→ Task goal: The material below should be written out in full and exactly; pictures stay out of the copy.

→ Data provided:

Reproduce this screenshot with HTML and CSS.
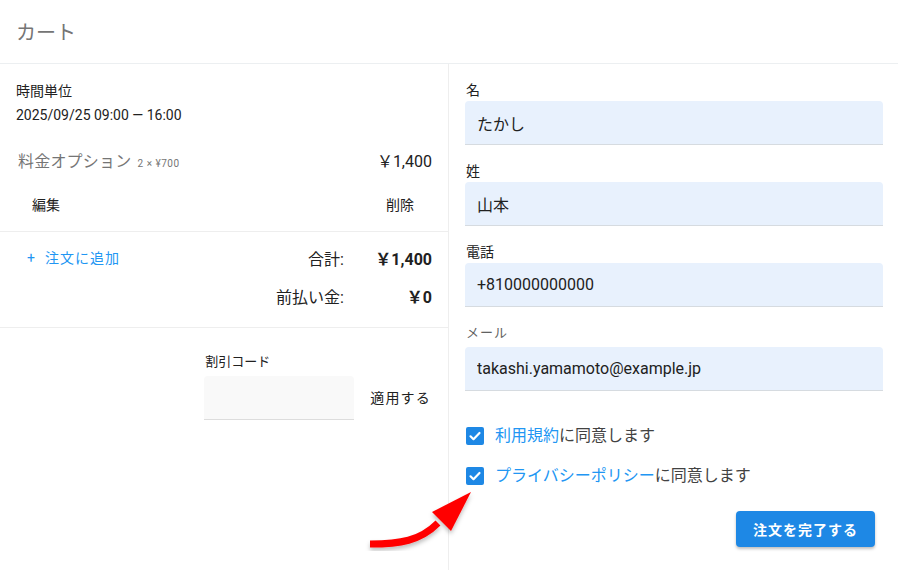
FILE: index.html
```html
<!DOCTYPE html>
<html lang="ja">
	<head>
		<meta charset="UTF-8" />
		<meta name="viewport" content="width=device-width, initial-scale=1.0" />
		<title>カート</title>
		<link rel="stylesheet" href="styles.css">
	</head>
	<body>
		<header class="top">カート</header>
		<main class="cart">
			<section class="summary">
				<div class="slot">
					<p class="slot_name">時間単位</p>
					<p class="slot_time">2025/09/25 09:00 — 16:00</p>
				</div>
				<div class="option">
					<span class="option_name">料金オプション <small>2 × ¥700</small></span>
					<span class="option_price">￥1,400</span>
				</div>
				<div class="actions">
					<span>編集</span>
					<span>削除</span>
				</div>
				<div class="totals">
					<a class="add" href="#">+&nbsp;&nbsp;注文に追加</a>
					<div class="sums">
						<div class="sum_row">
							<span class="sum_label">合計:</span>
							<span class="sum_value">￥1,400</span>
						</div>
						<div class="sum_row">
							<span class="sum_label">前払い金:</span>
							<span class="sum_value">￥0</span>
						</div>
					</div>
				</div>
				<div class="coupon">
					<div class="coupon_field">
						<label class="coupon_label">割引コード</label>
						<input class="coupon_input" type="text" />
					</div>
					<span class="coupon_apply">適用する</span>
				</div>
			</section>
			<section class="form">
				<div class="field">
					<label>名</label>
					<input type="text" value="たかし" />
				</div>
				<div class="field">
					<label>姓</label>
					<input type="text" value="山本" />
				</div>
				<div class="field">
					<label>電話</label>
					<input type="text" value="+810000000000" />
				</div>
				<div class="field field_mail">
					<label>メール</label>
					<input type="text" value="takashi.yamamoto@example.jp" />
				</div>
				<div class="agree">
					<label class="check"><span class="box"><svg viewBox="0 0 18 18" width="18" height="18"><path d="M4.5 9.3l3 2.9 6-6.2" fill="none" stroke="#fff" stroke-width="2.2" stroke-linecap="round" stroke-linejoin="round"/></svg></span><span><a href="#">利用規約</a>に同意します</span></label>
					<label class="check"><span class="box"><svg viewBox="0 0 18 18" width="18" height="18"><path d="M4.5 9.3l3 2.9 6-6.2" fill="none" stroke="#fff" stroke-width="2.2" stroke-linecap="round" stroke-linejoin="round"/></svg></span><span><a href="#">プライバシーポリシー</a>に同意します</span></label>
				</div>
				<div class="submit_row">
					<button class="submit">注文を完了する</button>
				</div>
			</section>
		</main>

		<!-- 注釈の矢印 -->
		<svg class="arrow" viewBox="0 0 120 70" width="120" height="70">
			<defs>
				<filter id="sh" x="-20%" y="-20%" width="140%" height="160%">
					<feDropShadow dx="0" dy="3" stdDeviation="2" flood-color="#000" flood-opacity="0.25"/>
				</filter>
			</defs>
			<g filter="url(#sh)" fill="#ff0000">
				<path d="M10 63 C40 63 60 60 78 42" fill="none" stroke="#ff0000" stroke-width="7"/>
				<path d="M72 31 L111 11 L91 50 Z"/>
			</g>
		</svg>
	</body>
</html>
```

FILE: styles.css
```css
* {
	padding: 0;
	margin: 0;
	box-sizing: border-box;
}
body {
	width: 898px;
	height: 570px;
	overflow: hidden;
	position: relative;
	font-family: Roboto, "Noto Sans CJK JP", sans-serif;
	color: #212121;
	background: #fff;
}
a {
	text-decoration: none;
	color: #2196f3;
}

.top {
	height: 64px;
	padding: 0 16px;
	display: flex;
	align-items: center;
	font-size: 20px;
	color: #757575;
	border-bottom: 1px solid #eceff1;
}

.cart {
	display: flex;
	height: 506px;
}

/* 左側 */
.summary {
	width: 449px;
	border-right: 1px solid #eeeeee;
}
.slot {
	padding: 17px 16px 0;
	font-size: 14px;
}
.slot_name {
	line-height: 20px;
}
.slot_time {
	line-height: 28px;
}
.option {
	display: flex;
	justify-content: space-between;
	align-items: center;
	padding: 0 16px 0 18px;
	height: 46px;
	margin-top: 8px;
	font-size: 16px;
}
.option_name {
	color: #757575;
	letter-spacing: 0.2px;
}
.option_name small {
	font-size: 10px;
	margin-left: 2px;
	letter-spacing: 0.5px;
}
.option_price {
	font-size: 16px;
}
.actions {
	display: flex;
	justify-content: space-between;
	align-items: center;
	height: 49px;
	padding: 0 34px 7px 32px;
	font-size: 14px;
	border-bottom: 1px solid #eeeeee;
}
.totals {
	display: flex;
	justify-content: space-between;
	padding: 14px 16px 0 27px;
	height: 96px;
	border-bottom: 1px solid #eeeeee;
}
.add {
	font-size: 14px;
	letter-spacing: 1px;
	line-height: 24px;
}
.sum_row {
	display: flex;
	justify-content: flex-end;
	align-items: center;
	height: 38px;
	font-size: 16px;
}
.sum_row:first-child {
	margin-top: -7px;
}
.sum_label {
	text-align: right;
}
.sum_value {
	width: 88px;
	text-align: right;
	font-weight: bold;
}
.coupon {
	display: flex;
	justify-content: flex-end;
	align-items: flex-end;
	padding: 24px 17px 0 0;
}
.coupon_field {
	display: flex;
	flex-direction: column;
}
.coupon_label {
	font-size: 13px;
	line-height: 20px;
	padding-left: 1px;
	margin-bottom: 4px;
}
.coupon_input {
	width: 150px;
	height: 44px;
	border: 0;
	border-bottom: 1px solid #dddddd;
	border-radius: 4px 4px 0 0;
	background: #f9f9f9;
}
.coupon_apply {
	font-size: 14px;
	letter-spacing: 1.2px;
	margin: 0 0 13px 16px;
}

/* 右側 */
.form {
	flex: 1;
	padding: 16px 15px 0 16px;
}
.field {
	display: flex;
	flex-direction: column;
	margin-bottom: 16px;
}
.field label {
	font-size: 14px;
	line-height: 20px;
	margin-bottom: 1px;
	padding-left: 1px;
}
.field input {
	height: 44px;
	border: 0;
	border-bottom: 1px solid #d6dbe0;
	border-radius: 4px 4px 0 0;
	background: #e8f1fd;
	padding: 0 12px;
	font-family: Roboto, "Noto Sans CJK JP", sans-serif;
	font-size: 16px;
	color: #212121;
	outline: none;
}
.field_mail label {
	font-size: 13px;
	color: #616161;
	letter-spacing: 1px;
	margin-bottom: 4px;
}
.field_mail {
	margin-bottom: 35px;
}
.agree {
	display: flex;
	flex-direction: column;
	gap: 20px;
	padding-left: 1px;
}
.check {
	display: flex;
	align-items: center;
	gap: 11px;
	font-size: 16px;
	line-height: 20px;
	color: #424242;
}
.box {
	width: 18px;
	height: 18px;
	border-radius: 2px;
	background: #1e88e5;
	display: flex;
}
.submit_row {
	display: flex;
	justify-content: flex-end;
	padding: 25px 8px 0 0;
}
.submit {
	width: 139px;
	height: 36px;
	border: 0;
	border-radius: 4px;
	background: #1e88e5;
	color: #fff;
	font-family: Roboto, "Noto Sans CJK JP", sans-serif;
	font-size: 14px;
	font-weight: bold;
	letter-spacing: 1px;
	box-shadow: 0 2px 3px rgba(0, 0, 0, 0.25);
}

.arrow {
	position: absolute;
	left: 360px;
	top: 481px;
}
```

→ Written solution:
Reproduce this screenshot with HTML and CSS.
FILE: index.html
```html
<!DOCTYPE html>
<html lang="ja">
	<head>
		<meta charset="UTF-8" />
		<meta name="viewport" content="width=device-width, initial-scale=1.0" />
		<title>カート</title>
		<link rel="stylesheet" href="styles.css">
	</head>
	<body>
		<header class="top">カート</header>
		<main class="cart">
			<section class="summary">
				<div class="slot">
					<p class="slot_name">時間単位</p>
					<p class="slot_time">2025/09/25 09:00 — 16:00</p>
				</div>
				<div class="option">
					<span class="option_name">料金オプション <small>2 × ¥700</small></span>
					<span class="option_price">￥1,400</span>
				</div>
				<div class="actions">
					<span>編集</span>
					<span>削除</span>
				</div>
				<div class="totals">
					<a class="add" href="#">+&nbsp;&nbsp;注文に追加</a>
					<div class="sums">
						<div class="sum_row">
							<span class="sum_label">合計:</span>
							<span class="sum_value">￥1,400</span>
						</div>
						<div class="sum_row">
							<span class="sum_label">前払い金:</span>
							<span class="sum_value">￥0</span>
						</div>
					</div>
				</div>
				<div class="coupon">
					<div class="coupon_field">
						<label class="coupon_label">割引コード</label>
						<input class="coupon_input" type="text" />
					</div>
					<span class="coupon_apply">適用する</span>
				</div>
			</section>
			<section class="form">
				<div class="field">
					<label>名</label>
					<input type="text" value="たかし" />
				</div>
				<div class="field">
					<label>姓</label>
					<input type="text" value="山本" />
				</div>
				<div class="field">
					<label>電話</label>
					<input type="text" value="+810000000000" />
				</div>
				<div class="field field_mail">
					<label>メール</label>
					<input type="text" value="takashi.yamamoto@example.jp" />
				</div>
				<div class="agree">
					<label class="check"><span class="box"><svg viewBox="0 0 18 18" width="18" height="18"><path d="M4.5 9.3l3 2.9 6-6.2" fill="none" stroke="#fff" stroke-width="2.2" stroke-linecap="round" stroke-linejoin="round"/></svg></span><span><a href="#">利用規約</a>に同意します</span></label>
					<label class="check"><span class="box"><svg viewBox="0 0 18 18" width="18" height="18"><path d="M4.5 9.3l3 2.9 6-6.2" fill="none" stroke="#fff" stroke-width="2.2" stroke-linecap="round" stroke-linejoin="round"/></svg></span><span><a href="#">プライバシーポリシー</a>に同意します</span></label>
				</div>
				<div class="submit_row">
					<button class="submit">注文を完了する</button>
				</div>
			</section>
		</main>

		<!-- 注釈の矢印 -->
		<svg class="arrow" viewBox="0 0 120 70" width="120" height="70">
			<defs>
				<filter id="sh" x="-20%" y="-20%" width="140%" height="160%">
					<feDropShadow dx="0" dy="3" stdDeviation="2" flood-color="#000" flood-opacity="0.25"/>
				</filter>
			</defs>
			<g filter="url(#sh)" fill="#ff0000">
				<path d="M10 63 C40 63 60 60 78 42" fill="none" stroke="#ff0000" stroke-width="7"/>
				<path d="M72 31 L111 11 L91 50 Z"/>
			</g>
		</svg>
	</body>
</html>
```

FILE: styles.css
```css
* {
	padding: 0;
	margin: 0;
	box-sizing: border-box;
}
body {
	width: 898px;
	height: 570px;
	overflow: hidden;
	position: relative;
	font-family: Roboto, "Noto Sans CJK JP", sans-serif;
	color: #212121;
	background: #fff;
}
a {
	text-decoration: none;
	color: #2196f3;
}

.top {
	height: 64px;
	padding: 0 16px;
	display: flex;
	align-items: center;
	font-size: 20px;
	color: #757575;
	border-bottom: 1px solid #eceff1;
}

.cart {
	display: flex;
	height: 506px;
}

/* 左側 */
.summary {
	width: 449px;
	border-right: 1px solid #eeeeee;
}
.slot {
	padding: 17px 16px 0;
	font-size: 14px;
}
.slot_name {
	line-height: 20px;
}
.slot_time {
	line-height: 28px;
}
.option {
	display: flex;
	justify-content: space-between;
	align-items: center;
	padding: 0 16px 0 18px;
	height: 46px;
	margin-top: 8px;
	font-size: 16px;
}
.option_name {
	color: #757575;
	letter-spacing: 0.2px;
}
.option_name small {
	font-size: 10px;
	margin-left: 2px;
	letter-spacing: 0.5px;
}
.option_price {
	font-size: 16px;
}
.actions {
	display: flex;
	justify-content: space-between;
	align-items: center;
	height: 49px;
	padding: 0 34px 7px 32px;
	font-size: 14px;
	border-bottom: 1px solid #eeeeee;
}
.totals {
	display: flex;
	justify-content: space-between;
	padding: 14px 16px 0 27px;
	height: 96px;
	border-bottom: 1px solid #eeeeee;
}
.add {
	font-size: 14px;
	letter-spacing: 1px;
	line-height: 24px;
}
.sum_row {
	display: flex;
	justify-content: flex-end;
	align-items: center;
	height: 38px;
	font-size: 16px;
}
.sum_row:first-child {
	margin-top: -7px;
}
.sum_label {
	text-align: right;
}
.sum_value {
	width: 88px;
	text-align: right;
	font-weight: bold;
}
.coupon {
	display: flex;
	justify-content: flex-end;
	align-items: flex-end;
	padding: 24px 17px 0 0;
}
.coupon_field {
	display: flex;
	flex-direction: column;
}
.coupon_label {
	font-size: 13px;
	line-height: 20px;
	padding-left: 1px;
	margin-bottom: 4px;
}
.coupon_input {
	width: 150px;
	height: 44px;
	border: 0;
	border-bottom: 1px solid #dddddd;
	border-radius: 4px 4px 0 0;
	background: #f9f9f9;
}
.coupon_apply {
	font-size: 14px;
	letter-spacing: 1.2px;
	margin: 0 0 13px 16px;
}

/* 右側 */
.form {
	flex: 1;
	padding: 16px 15px 0 16px;
}
.field {
	display: flex;
	flex-direction: column;
	margin-bottom: 16px;
}
.field label {
	font-size: 14px;
	line-height: 20px;
	margin-bottom: 1px;
	padding-left: 1px;
}
.field input {
	height: 44px;
	border: 0;
	border-bottom: 1px solid #d6dbe0;
	border-radius: 4px 4px 0 0;
	background: #e8f1fd;
	padding: 0 12px;
	font-family: Roboto, "Noto Sans CJK JP", sans-serif;
	font-size: 16px;
	color: #212121;
	outline: none;
}
.field_mail label {
	font-size: 13px;
	color: #616161;
	letter-spacing: 1px;
	margin-bottom: 4px;
}
.field_mail {
	margin-bottom: 35px;
}
.agree {
	display: flex;
	flex-direction: column;
	gap: 20px;
	padding-left: 1px;
}
.check {
	display: flex;
	align-items: center;
	gap: 11px;
	font-size: 16px;
	line-height: 20px;
	color: #424242;
}
.box {
	width: 18px;
	height: 18px;
	border-radius: 2px;
	background: #1e88e5;
	display: flex;
}
.submit_row {
	display: flex;
	justify-content: flex-end;
	padding: 25px 8px 0 0;
}
.submit {
	width: 139px;
	height: 36px;
	border: 0;
	border-radius: 4px;
	background: #1e88e5;
	color: #fff;
	font-family: Roboto, "Noto Sans CJK JP", sans-serif;
	font-size: 14px;
	font-weight: bold;
	letter-spacing: 1px;
	box-shadow: 0 2px 3px rgba(0, 0, 0, 0.25);
}

.arrow {
	position: absolute;
	left: 360px;
	top: 481px;
}
```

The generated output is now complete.